_Problem statement:_ Print the lines from the one that contains "Write the React" to the one that contains "-right-[36px] -top-[56px] h-[170px]", inclusive, exactly as they appear, and please drop any pictures.
— start Material for the task —
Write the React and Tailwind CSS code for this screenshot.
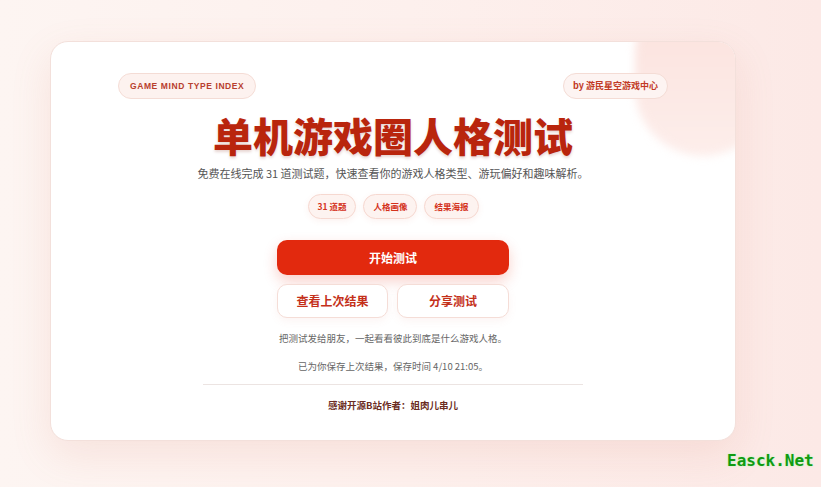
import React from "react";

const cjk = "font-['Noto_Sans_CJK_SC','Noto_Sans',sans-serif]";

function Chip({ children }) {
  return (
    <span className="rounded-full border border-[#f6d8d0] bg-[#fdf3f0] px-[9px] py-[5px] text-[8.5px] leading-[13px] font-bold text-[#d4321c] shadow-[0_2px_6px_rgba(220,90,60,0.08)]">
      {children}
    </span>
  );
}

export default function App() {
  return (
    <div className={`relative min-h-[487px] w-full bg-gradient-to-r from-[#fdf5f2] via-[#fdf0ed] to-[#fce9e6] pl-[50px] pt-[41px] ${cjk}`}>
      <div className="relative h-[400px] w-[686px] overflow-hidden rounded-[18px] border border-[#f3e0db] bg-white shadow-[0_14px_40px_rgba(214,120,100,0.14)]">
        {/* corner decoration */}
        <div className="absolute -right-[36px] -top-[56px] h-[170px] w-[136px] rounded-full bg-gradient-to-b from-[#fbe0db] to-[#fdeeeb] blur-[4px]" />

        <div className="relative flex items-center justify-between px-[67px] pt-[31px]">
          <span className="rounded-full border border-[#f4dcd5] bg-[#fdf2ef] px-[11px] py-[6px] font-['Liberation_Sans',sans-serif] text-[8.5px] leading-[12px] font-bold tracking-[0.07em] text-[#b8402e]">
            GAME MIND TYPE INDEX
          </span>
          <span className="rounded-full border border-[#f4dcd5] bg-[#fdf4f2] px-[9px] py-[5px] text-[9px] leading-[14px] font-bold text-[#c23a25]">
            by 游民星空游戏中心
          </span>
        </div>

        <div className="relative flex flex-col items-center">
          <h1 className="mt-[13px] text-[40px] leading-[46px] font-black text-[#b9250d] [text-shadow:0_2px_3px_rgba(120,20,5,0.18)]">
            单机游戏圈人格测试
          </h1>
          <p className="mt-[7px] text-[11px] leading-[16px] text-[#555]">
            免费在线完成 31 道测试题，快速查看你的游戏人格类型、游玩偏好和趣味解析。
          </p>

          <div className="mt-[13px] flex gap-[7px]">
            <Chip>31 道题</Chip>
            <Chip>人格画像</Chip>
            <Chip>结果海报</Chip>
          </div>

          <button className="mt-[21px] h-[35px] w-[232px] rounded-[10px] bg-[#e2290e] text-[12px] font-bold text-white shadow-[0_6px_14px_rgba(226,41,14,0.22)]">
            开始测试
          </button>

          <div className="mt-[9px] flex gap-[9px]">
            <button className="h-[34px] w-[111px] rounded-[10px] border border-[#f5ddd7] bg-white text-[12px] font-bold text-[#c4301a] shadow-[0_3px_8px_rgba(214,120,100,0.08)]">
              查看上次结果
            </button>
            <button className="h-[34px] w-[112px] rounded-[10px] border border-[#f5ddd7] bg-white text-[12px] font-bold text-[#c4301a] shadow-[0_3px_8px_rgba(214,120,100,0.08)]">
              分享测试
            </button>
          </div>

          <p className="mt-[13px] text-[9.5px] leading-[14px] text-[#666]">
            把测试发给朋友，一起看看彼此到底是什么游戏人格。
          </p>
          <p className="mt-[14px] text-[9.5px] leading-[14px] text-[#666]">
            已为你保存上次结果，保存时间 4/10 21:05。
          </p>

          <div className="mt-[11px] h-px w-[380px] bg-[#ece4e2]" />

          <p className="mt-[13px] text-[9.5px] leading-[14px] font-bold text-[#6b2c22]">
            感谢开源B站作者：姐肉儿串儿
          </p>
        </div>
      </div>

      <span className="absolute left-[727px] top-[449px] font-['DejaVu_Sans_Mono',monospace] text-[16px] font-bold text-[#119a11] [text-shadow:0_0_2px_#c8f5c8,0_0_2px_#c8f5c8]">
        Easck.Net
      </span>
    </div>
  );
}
— end Material for the task —
— start Material for the task —
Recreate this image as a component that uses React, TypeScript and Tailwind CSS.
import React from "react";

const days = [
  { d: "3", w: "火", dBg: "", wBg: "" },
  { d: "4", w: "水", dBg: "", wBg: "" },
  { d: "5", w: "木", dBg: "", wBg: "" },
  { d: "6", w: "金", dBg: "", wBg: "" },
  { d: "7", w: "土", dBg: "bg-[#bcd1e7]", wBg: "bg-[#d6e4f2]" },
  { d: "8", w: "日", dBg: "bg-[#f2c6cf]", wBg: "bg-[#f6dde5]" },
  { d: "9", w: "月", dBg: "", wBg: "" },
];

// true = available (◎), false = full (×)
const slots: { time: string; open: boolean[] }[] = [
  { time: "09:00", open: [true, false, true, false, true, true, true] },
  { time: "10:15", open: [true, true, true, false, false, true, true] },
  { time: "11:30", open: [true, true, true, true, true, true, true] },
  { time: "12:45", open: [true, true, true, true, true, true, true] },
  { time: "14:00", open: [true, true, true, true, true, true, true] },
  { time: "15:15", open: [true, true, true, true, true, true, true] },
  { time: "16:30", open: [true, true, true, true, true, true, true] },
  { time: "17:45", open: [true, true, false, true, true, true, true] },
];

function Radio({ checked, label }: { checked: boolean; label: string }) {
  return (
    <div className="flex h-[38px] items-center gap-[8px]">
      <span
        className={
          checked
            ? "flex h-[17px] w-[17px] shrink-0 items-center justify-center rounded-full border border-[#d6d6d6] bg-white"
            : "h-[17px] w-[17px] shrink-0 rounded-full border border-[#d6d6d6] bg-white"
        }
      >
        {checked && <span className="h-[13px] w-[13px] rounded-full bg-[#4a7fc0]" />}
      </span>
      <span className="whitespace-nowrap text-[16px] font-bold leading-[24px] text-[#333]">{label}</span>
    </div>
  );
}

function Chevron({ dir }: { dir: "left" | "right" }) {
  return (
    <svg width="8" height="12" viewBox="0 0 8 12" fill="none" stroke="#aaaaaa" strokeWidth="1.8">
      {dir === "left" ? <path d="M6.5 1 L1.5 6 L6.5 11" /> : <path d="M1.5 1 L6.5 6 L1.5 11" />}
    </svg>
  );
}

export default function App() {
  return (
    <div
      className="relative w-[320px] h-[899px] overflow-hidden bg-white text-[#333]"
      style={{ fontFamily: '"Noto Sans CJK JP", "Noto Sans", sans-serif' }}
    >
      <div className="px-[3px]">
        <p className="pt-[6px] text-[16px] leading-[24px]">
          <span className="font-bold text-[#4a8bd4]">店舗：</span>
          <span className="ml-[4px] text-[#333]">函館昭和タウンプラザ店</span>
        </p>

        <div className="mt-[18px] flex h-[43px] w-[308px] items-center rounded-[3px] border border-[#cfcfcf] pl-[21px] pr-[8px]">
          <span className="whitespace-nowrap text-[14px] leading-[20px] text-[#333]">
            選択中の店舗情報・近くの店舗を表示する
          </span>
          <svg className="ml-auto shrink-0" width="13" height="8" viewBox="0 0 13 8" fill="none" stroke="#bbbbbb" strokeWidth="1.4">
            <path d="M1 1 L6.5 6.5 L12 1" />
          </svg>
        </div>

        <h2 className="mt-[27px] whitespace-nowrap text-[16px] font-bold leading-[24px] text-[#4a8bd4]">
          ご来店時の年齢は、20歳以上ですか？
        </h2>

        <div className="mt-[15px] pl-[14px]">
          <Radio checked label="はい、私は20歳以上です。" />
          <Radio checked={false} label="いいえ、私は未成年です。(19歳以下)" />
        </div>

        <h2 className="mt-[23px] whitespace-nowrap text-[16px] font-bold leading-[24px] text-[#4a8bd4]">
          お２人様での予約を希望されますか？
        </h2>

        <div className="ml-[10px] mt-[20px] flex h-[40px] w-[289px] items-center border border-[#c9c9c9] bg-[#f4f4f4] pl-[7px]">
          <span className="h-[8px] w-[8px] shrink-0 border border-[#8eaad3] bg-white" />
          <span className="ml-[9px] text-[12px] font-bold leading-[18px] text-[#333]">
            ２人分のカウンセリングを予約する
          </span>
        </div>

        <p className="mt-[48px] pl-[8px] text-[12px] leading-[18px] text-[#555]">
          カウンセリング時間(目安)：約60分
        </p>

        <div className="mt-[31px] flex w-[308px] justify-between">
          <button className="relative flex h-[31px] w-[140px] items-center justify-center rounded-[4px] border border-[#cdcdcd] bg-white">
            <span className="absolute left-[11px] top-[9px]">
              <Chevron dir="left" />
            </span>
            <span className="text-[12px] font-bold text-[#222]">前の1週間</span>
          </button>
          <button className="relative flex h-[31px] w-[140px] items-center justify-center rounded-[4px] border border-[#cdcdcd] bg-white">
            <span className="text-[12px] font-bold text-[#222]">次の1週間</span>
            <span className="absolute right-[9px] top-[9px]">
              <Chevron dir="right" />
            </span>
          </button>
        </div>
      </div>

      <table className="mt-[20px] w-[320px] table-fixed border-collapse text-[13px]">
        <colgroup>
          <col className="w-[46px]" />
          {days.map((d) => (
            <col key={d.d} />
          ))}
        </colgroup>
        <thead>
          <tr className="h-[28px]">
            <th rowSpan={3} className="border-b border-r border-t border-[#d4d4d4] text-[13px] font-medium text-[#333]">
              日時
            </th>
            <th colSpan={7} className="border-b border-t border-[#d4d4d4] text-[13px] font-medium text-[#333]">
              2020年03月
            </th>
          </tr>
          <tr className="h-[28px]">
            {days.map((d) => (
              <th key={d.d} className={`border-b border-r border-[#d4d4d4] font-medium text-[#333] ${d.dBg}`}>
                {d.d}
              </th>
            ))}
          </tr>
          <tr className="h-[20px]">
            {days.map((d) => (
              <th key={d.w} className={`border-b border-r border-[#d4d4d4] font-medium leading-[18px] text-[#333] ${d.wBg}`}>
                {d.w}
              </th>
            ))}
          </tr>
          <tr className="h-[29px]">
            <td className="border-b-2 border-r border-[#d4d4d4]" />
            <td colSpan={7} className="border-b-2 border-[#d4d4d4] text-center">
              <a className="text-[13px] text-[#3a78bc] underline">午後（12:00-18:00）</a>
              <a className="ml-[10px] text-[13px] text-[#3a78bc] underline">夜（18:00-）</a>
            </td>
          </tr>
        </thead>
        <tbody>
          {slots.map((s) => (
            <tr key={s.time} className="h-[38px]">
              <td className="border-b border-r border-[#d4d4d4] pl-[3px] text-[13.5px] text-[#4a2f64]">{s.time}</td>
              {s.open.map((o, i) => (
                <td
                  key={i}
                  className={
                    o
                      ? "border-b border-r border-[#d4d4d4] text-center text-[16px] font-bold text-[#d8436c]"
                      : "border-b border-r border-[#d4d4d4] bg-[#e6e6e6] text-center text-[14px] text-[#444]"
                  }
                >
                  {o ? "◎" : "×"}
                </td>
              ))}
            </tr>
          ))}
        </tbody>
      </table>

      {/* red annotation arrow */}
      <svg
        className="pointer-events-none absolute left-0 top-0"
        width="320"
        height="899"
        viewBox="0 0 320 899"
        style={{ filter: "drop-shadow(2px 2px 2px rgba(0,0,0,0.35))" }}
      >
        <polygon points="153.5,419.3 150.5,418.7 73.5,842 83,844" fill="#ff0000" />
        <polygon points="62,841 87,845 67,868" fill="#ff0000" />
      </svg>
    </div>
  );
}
— end Material for the task —
_Expected answer:_
Write the React and Tailwind CSS code for this screenshot.
import React from "react";

const cjk = "font-['Noto_Sans_CJK_SC','Noto_Sans',sans-serif]";

function Chip({ children }) {
  return (
    <span className="rounded-full border border-[#f6d8d0] bg-[#fdf3f0] px-[9px] py-[5px] text-[8.5px] leading-[13px] font-bold text-[#d4321c] shadow-[0_2px_6px_rgba(220,90,60,0.08)]">
      {children}
    </span>
  );
}

export default function App() {
  return (
    <div className={`relative min-h-[487px] w-full bg-gradient-to-r from-[#fdf5f2] via-[#fdf0ed] to-[#fce9e6] pl-[50px] pt-[41px] ${cjk}`}>
      <div className="relative h-[400px] w-[686px] overflow-hidden rounded-[18px] border border-[#f3e0db] bg-white shadow-[0_14px_40px_rgba(214,120,100,0.14)]">
        {/* corner decoration */}
        <div className="absolute -right-[36px] -top-[56px] h-[170px] w-[136px] rounded-full bg-gradient-to-b from-[#fbe0db] to-[#fdeeeb] blur-[4px]" />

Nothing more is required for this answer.